[Description of the task]:
Bring together all lines of the material below that contain the string "index".

****

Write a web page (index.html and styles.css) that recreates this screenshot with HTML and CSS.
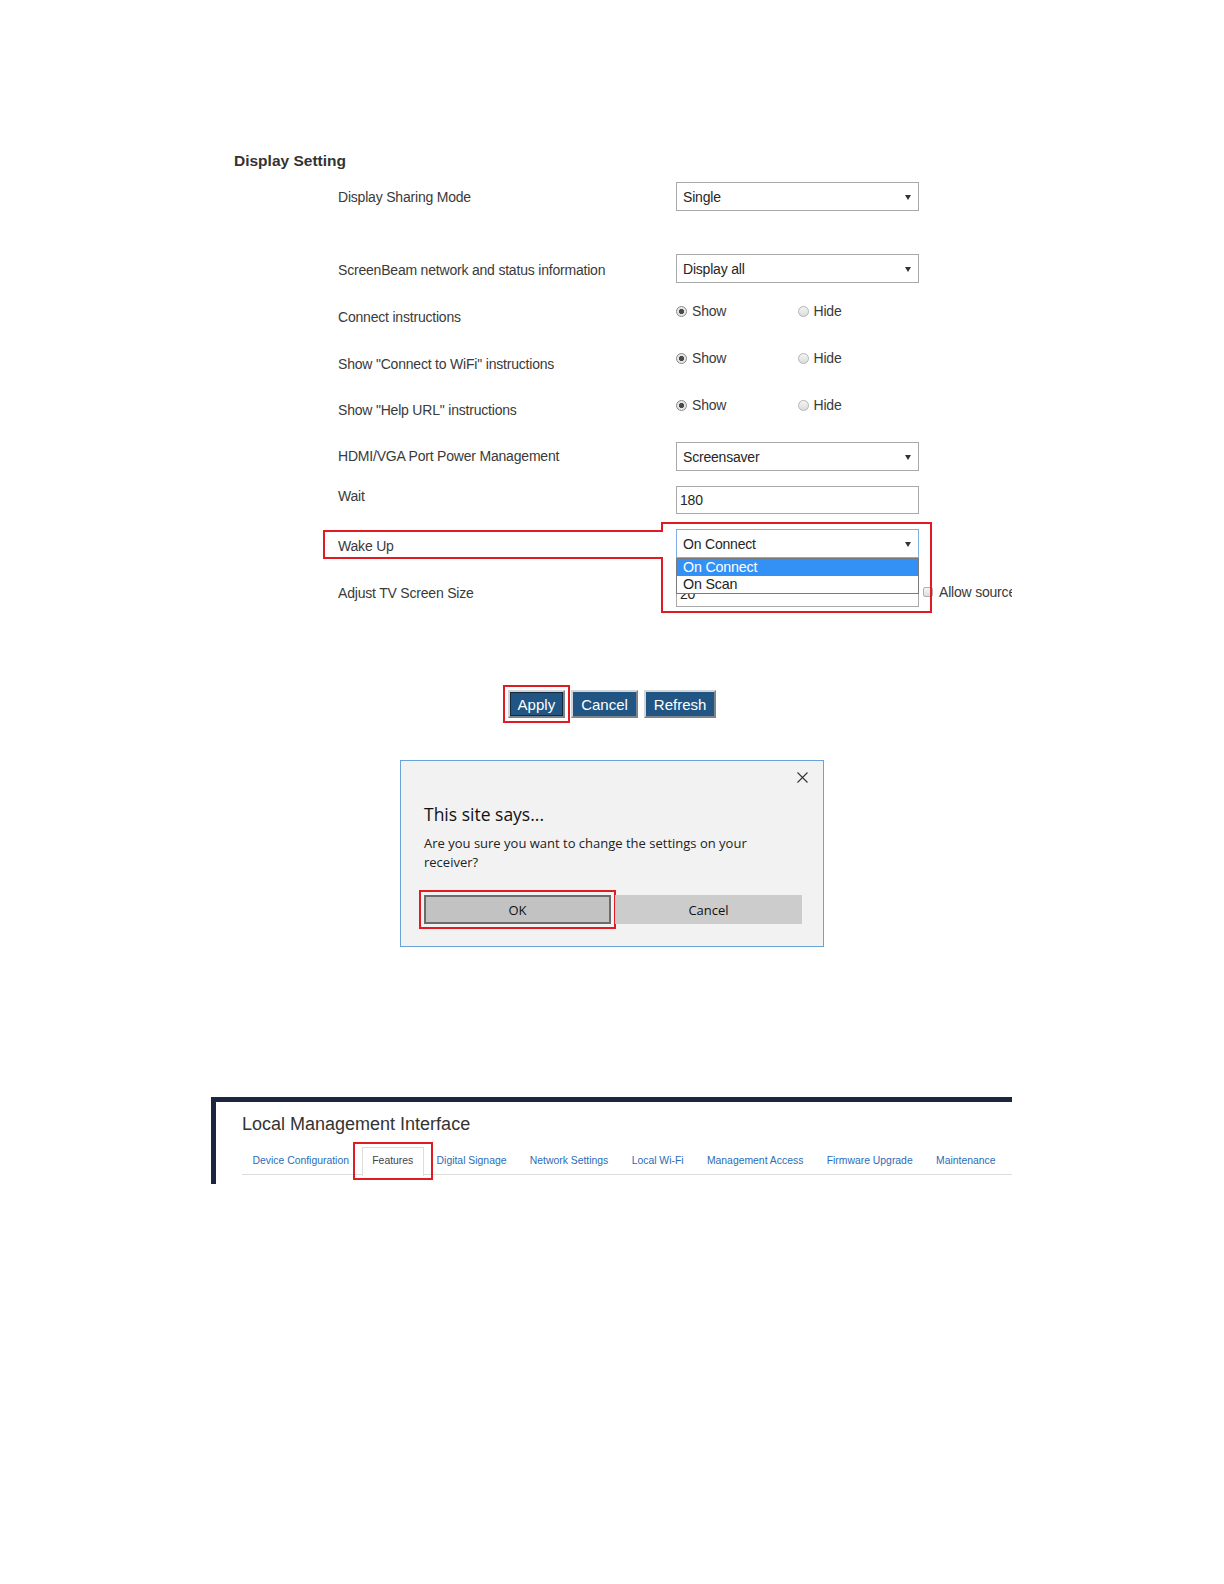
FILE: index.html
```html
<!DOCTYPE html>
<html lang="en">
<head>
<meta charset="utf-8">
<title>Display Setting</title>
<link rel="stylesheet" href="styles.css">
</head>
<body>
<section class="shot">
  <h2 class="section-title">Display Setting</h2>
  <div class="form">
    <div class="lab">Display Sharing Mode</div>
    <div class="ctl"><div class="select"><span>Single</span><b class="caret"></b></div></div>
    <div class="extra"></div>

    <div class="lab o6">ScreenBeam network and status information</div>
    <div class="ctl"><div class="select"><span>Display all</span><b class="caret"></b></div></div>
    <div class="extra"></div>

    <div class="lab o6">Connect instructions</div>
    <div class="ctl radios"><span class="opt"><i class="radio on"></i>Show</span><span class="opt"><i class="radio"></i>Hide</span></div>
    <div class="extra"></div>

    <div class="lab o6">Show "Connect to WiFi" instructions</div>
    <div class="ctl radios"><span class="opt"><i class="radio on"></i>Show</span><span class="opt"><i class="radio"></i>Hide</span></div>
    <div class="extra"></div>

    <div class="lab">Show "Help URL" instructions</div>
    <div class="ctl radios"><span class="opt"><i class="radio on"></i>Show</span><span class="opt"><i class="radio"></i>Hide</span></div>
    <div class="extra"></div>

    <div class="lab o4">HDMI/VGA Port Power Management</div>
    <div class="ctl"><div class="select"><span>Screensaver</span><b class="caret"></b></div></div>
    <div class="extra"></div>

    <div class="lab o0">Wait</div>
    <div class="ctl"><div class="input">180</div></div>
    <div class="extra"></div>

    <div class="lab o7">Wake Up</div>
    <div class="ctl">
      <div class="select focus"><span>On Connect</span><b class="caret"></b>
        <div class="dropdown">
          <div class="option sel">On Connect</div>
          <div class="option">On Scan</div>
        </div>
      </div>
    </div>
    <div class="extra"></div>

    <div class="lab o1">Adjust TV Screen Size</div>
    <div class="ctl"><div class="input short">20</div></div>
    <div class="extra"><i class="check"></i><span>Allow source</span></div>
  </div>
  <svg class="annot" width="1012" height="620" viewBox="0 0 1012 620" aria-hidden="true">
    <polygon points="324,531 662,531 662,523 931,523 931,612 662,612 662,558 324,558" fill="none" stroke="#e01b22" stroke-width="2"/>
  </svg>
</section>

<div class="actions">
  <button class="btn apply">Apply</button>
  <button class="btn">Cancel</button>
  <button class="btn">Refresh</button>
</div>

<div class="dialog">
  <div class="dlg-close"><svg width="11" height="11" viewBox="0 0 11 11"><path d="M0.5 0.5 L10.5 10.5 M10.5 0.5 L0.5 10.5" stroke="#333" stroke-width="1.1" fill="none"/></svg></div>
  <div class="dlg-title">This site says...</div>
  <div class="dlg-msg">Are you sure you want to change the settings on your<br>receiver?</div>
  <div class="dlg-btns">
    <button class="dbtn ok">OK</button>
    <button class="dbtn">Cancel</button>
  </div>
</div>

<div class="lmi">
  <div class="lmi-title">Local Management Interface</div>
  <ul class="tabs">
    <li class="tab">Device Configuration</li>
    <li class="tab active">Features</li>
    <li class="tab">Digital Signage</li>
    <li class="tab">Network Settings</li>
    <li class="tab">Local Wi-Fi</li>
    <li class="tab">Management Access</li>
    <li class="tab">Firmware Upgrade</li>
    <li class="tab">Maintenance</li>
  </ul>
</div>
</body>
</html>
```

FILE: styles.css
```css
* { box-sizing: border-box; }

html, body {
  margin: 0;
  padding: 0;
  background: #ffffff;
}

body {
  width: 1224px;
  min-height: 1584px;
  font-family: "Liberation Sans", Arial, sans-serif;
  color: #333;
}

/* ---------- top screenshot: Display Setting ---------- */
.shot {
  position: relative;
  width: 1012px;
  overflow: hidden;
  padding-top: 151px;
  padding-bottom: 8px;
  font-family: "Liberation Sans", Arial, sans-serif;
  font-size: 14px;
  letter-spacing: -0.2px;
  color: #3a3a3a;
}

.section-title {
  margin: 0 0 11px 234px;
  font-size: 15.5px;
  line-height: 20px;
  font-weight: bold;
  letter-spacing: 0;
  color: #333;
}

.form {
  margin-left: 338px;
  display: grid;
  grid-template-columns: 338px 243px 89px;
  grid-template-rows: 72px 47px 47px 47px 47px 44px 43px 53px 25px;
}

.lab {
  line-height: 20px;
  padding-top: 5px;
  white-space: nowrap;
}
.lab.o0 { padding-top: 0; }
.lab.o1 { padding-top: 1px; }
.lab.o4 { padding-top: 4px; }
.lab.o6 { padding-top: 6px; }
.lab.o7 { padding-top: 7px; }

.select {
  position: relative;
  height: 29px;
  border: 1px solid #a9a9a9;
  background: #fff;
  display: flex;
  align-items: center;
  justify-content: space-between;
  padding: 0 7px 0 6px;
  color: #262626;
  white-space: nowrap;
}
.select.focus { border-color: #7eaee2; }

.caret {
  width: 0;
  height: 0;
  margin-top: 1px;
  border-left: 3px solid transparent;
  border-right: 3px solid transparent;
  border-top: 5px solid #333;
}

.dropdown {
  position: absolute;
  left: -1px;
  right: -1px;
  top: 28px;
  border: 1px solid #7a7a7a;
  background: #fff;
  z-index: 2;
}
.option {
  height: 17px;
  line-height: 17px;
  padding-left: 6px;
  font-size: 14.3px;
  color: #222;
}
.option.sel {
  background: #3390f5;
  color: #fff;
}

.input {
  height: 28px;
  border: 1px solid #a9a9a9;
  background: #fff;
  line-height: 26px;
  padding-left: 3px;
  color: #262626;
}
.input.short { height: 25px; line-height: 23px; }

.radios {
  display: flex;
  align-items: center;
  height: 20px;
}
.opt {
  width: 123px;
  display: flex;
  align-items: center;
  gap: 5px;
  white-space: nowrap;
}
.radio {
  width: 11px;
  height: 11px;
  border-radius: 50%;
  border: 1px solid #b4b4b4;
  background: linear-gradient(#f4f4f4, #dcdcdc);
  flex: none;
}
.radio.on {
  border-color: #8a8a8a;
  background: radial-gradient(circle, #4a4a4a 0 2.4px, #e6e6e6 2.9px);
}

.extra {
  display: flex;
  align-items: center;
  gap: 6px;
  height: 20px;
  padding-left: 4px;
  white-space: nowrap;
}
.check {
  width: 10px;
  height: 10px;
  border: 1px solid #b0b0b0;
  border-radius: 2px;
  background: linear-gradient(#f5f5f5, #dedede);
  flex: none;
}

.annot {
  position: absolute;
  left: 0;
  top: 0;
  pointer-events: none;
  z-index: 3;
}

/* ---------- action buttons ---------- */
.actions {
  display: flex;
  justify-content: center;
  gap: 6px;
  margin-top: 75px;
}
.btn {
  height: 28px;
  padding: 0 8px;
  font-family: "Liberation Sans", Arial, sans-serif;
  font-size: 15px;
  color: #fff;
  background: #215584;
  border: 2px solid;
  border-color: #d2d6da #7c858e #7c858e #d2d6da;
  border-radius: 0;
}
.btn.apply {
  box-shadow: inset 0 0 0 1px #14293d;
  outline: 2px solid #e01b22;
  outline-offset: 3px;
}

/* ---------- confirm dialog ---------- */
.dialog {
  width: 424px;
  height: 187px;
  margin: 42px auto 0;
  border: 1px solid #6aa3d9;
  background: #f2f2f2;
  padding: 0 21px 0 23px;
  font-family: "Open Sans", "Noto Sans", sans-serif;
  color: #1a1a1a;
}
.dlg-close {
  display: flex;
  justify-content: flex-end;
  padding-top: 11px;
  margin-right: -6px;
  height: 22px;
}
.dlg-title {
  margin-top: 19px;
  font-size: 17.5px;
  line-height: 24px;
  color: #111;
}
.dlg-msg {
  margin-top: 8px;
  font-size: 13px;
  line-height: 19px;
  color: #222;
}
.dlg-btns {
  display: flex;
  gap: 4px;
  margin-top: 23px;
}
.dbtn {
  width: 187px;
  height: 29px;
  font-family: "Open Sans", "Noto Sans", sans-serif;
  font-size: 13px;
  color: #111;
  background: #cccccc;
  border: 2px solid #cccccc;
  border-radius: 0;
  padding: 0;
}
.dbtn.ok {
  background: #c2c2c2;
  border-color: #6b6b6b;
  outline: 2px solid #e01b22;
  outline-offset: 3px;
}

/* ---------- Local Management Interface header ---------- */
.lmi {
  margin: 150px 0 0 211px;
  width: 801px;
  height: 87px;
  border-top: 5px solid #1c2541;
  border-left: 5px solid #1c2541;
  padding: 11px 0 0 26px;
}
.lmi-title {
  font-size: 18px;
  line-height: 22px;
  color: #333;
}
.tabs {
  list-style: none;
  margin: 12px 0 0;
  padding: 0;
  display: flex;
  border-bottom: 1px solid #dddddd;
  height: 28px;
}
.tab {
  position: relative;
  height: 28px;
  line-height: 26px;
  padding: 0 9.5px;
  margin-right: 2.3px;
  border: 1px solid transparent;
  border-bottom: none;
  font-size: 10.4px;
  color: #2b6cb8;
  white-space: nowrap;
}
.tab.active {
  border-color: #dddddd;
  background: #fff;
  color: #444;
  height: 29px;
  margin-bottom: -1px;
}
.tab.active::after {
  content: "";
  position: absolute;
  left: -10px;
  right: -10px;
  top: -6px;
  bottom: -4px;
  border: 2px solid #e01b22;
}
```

****

[Finished exercise]:
Write a web page (index.html and styles.css) that recreates this screenshot with HTML and CSS.
FILE: index.html
  z-index: 2;
  z-index: 3;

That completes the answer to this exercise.